3.3. Cross-Field Spatial Context Propagation

In the cross-field appearance interpretation process, the type of each image block is inferred independently using its appearance property alone, without considering the interpretation consistency with its neighbouring blocks. However, it can be observed that a particular type of region usually covers many adjacent image blocks which should be interpreted as the same type. The strong type consistency among neighbouring blocks in every direction constitutes a distinct spatial context inside a particular type of region. On the other hand, the type consistency will be attenuated in a particular spatial pattern at the boundary between two different types of regions. Therefore, the type consistency pattern among neighbouring blocks can be exploited as a complement to the block-specific appearance interpretation.

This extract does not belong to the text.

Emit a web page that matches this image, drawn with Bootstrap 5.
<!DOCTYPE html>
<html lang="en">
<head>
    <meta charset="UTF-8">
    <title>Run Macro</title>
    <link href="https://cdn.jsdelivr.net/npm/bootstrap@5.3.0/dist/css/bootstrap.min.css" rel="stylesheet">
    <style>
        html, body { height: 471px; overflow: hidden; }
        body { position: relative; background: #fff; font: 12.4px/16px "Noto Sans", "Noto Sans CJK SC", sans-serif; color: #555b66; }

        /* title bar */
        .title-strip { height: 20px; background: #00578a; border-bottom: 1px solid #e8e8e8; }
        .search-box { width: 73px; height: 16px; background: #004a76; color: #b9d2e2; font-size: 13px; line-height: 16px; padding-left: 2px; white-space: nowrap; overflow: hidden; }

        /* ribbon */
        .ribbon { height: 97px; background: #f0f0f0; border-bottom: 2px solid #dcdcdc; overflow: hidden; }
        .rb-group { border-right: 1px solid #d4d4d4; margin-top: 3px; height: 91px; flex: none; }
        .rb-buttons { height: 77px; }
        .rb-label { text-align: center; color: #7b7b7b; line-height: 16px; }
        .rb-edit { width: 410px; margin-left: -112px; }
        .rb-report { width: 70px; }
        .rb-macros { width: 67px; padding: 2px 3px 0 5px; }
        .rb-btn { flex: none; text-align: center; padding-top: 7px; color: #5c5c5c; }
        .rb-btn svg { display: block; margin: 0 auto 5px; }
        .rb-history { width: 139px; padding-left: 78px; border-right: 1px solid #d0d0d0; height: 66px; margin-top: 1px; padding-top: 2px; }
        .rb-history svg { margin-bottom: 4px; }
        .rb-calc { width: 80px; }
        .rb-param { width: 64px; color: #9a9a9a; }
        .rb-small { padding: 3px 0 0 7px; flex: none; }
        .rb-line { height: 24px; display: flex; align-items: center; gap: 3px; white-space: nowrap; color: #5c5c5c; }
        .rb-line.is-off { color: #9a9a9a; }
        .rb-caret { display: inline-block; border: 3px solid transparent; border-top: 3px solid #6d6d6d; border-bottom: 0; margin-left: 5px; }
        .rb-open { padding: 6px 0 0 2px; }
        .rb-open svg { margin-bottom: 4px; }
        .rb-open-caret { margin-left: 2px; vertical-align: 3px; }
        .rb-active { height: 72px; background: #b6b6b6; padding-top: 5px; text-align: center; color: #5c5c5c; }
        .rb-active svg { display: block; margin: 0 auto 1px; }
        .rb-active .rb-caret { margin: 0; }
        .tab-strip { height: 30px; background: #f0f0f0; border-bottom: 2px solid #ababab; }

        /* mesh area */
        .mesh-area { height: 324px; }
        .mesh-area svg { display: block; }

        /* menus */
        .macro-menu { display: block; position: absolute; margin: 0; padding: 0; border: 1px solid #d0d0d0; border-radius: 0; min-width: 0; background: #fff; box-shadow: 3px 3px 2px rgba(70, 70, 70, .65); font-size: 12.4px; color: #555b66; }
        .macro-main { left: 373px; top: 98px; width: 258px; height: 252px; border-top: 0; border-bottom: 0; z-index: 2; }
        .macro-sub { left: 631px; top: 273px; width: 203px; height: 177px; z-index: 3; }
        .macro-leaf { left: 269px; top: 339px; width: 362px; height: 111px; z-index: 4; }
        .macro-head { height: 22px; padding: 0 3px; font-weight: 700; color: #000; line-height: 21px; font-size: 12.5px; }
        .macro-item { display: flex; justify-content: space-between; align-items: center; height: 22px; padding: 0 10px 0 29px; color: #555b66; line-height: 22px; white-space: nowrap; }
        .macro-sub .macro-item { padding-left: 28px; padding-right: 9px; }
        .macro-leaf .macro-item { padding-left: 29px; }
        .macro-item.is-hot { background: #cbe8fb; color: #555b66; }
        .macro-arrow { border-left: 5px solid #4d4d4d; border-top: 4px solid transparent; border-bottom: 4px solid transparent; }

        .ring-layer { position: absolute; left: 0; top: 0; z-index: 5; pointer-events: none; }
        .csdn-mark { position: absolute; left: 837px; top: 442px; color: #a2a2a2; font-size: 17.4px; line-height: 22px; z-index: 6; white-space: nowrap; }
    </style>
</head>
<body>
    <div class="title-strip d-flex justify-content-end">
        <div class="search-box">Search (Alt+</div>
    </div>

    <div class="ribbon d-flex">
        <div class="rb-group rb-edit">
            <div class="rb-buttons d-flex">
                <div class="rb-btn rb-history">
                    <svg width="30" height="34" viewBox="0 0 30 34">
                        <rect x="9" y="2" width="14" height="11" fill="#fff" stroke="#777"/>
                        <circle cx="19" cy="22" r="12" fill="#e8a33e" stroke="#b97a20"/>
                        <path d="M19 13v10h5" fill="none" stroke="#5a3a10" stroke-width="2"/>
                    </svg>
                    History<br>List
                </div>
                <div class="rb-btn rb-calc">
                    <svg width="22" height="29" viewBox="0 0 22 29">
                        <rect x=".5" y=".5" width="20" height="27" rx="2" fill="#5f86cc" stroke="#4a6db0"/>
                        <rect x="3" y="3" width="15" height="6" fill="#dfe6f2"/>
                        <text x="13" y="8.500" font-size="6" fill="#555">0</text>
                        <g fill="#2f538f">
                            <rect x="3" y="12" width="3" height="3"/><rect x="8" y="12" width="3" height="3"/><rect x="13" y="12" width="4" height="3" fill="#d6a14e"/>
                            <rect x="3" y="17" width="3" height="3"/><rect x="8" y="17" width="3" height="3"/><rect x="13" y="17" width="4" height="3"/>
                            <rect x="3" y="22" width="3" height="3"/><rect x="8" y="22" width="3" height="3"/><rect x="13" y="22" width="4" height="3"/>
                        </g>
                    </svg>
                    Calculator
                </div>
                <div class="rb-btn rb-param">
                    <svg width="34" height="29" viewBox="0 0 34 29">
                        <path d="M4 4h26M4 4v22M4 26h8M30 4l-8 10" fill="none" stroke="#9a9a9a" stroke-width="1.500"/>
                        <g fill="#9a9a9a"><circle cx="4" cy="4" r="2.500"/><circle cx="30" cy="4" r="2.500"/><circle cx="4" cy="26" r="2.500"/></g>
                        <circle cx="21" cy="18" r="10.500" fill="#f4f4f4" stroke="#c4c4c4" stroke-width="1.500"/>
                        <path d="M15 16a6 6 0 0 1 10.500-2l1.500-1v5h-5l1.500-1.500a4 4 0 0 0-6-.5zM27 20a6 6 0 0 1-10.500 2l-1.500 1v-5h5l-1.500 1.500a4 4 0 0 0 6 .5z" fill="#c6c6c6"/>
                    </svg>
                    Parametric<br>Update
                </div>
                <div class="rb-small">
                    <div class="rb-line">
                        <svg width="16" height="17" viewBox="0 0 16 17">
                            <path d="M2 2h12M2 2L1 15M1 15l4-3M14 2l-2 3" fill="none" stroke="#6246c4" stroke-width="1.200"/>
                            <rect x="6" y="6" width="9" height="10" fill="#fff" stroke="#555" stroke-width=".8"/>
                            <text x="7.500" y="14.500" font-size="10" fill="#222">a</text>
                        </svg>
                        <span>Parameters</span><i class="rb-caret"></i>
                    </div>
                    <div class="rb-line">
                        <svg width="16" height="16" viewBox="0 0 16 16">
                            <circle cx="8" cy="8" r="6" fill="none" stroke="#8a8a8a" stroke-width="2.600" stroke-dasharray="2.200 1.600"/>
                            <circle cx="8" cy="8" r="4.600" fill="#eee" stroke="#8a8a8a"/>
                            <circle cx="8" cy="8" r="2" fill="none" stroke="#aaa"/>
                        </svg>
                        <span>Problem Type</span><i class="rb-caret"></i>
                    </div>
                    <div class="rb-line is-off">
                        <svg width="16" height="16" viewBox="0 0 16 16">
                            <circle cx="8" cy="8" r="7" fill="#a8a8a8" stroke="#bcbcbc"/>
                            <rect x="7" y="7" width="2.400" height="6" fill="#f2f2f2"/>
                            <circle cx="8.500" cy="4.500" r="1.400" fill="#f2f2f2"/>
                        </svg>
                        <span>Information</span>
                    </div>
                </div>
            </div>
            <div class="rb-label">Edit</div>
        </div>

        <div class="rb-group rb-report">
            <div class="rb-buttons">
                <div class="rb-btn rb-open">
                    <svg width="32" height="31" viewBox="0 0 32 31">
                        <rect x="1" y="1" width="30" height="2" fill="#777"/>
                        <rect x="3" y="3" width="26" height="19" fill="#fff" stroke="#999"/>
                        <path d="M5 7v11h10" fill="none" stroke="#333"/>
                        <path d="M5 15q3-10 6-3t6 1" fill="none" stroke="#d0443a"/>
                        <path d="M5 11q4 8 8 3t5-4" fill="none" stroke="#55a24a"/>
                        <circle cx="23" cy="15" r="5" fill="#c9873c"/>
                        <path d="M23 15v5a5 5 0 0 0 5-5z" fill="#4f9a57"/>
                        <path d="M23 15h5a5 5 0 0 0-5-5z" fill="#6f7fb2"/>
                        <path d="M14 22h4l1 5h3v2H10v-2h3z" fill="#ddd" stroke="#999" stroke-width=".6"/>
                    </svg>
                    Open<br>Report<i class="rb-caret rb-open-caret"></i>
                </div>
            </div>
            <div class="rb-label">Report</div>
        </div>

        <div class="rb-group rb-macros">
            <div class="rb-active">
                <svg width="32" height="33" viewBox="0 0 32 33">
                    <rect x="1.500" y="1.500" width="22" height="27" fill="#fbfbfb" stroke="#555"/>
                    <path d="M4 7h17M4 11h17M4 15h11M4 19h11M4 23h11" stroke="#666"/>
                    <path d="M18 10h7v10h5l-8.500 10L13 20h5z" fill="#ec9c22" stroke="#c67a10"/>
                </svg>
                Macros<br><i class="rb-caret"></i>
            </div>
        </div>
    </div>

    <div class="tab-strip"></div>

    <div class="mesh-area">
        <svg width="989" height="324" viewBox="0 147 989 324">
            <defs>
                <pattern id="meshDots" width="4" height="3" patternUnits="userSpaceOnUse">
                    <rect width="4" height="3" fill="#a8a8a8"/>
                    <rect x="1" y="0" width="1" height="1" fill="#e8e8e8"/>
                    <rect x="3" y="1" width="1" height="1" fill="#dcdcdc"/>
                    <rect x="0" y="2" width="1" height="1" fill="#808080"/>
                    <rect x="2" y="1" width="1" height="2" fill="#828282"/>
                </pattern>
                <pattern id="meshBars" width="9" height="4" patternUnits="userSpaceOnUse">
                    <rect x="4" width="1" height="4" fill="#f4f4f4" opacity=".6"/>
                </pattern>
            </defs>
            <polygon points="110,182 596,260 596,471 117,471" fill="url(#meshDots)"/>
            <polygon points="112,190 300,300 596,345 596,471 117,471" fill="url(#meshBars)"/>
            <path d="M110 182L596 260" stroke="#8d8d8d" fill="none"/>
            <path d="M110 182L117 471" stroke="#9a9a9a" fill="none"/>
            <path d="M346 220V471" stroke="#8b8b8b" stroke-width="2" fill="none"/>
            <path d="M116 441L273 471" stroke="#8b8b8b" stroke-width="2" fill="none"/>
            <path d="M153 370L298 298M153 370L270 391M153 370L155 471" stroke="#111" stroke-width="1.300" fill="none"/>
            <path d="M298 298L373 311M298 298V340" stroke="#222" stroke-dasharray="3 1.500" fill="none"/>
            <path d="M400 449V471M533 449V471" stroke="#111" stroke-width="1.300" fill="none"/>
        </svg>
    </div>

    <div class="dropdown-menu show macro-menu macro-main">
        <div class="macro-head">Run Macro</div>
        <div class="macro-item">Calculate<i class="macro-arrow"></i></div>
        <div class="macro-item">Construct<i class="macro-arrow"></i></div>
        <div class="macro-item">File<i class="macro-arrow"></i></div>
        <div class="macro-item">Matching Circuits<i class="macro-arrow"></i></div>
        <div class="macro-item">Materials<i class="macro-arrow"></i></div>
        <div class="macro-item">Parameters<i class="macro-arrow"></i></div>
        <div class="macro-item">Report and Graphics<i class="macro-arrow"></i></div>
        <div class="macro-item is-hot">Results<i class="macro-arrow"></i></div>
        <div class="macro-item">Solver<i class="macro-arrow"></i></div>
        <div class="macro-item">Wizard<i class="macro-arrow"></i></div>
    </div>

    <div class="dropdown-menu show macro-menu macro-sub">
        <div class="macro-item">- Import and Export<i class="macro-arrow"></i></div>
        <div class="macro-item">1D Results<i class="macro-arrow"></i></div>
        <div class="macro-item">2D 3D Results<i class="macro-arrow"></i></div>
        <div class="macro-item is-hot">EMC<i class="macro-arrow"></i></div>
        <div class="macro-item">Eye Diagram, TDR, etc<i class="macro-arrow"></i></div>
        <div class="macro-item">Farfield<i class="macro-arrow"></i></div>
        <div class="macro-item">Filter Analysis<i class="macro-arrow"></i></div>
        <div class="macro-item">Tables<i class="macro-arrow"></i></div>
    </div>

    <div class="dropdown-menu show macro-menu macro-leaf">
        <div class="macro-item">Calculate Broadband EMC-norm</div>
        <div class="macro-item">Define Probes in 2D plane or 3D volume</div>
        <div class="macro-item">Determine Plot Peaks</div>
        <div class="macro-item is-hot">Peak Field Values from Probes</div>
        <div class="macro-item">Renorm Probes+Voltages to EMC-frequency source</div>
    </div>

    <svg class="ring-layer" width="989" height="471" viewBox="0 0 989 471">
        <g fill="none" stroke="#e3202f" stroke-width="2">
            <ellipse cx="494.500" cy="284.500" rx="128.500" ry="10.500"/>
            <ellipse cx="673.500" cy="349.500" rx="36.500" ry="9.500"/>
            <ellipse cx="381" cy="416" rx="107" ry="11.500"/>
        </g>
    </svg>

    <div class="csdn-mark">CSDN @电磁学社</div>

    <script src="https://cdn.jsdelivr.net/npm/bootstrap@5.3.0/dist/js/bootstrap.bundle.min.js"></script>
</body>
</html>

3.3.1. Spatial Distribution Properties in the Top-View Domain

As shown in Figure 8b, some distinct spatial properties can be identified from the distribution of ground and object regions in the top-view domain. First, the ground usually corresponds to a large consistent area that spans the middle of the image domain. Second, the objects that have vertical boundaries in the original image are mapped to slanted regions that are stretched along the radial directions in the top-view image. The radial orientations of the object regions are greater than 90° in the left half of the image and are smaller than 90° in the right half of the image.

Figure 8.

Figure 8

(a) Spatial distribution of the ground and object region in the original image domain; (b) Spatial distribution of the ground and object region in the top-view domain.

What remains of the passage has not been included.